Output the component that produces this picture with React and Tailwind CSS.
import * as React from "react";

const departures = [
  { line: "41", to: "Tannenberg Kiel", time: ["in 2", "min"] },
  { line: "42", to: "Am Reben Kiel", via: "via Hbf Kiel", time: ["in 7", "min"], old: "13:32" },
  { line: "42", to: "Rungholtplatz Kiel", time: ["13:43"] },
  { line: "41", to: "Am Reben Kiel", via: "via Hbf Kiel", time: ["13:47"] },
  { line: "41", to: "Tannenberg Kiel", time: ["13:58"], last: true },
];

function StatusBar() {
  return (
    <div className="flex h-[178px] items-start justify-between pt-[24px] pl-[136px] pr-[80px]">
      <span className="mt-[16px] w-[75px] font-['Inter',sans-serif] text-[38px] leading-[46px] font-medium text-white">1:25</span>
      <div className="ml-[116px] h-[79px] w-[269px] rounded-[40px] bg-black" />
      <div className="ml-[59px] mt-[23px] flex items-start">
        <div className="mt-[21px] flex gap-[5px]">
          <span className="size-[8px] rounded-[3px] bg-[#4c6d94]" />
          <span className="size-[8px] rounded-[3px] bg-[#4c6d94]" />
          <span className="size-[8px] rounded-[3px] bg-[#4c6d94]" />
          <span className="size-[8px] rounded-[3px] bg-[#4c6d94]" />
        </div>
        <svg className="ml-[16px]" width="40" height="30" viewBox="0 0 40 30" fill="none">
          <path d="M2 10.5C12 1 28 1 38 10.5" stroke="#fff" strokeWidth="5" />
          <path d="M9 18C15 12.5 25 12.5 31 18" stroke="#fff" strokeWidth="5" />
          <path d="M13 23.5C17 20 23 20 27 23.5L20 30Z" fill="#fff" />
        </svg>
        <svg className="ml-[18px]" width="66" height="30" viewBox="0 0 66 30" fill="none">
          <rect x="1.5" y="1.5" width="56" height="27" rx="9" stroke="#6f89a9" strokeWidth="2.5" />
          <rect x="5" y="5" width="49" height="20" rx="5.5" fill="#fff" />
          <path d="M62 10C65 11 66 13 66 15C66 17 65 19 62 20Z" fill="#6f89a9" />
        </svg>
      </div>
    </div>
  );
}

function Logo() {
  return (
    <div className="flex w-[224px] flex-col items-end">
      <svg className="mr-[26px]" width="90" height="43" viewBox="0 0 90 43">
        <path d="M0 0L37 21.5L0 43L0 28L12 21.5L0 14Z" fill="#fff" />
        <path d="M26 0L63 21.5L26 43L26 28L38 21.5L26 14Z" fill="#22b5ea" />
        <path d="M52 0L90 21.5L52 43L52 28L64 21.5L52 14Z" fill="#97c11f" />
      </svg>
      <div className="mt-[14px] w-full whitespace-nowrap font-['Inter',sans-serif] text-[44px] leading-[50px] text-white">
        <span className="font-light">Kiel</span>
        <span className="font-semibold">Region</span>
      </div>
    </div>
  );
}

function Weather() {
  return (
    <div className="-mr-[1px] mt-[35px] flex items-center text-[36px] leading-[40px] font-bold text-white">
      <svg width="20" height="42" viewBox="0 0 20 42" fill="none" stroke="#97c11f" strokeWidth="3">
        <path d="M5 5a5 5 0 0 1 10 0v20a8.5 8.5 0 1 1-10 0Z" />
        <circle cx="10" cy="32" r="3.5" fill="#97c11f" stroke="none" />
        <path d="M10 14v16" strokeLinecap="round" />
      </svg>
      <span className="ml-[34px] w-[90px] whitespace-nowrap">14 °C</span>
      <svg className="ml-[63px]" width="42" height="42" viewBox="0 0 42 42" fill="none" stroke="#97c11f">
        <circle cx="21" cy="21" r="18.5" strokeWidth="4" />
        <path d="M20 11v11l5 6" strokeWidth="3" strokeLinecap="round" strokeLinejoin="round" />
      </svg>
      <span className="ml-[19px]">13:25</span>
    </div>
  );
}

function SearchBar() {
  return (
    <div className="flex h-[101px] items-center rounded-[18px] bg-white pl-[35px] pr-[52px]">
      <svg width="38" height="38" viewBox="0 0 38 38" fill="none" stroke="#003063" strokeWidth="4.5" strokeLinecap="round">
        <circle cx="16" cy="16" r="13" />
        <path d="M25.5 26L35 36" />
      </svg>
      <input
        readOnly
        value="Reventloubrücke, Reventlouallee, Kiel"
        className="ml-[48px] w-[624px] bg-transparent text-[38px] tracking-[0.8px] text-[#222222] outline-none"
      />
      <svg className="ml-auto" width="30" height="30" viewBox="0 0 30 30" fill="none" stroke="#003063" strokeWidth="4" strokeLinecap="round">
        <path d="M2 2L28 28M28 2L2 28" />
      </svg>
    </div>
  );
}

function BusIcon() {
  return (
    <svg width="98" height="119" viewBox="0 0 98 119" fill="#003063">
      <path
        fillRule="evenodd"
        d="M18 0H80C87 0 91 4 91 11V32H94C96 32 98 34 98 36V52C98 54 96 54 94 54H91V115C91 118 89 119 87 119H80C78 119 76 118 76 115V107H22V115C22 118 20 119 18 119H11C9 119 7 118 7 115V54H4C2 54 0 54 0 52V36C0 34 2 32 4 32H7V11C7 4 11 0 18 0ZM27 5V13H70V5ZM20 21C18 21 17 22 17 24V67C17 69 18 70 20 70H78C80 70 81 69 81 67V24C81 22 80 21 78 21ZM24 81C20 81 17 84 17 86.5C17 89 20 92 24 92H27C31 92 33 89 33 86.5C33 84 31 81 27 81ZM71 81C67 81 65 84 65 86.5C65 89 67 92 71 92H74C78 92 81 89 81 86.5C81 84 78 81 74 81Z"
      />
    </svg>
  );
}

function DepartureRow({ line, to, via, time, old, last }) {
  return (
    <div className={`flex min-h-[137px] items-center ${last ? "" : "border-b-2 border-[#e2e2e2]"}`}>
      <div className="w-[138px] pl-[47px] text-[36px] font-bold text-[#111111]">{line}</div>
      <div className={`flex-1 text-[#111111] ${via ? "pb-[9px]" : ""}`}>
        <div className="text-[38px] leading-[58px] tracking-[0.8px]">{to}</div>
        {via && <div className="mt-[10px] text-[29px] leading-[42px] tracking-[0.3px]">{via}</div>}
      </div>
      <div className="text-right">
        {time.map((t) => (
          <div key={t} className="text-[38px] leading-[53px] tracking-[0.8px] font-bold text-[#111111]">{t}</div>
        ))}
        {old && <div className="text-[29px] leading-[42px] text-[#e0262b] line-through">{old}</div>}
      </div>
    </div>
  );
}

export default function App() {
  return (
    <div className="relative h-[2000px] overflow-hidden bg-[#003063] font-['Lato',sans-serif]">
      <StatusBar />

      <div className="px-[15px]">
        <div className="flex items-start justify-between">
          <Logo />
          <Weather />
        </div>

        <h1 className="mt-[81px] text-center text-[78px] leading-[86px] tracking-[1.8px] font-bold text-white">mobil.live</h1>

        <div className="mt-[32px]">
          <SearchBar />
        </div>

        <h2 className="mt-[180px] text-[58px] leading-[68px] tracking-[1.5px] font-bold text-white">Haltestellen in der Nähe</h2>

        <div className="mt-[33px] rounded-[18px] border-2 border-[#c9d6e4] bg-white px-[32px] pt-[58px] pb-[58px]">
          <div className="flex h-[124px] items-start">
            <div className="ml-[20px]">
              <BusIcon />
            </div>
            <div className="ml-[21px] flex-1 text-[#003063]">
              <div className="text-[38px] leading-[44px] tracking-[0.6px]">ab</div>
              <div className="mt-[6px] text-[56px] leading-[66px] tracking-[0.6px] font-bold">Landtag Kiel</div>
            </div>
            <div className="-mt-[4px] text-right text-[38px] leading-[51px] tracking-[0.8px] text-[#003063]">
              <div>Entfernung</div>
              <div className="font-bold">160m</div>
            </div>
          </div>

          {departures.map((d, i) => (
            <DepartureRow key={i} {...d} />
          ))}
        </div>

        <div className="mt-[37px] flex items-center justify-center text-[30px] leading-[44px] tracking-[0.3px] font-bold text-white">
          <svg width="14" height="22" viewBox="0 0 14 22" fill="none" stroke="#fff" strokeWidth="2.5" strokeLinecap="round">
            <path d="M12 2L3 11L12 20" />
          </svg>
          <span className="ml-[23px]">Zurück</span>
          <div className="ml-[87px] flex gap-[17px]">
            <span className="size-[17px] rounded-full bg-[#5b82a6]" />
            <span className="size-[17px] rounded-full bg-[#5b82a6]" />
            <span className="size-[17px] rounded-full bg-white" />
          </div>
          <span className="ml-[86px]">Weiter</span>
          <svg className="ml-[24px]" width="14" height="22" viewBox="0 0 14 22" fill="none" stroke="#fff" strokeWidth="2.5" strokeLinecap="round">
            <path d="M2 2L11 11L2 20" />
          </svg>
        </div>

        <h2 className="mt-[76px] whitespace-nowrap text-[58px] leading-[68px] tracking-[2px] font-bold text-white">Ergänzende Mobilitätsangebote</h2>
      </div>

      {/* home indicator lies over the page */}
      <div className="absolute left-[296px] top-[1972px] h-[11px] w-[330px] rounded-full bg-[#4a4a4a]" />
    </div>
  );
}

* * *

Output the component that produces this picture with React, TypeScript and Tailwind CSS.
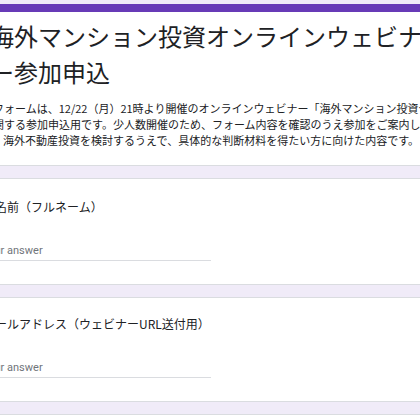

» **What needs to be done**:
Within the listing, how many lines hold the word "Output"? Only the number is to be given.

» **Finished task**:
2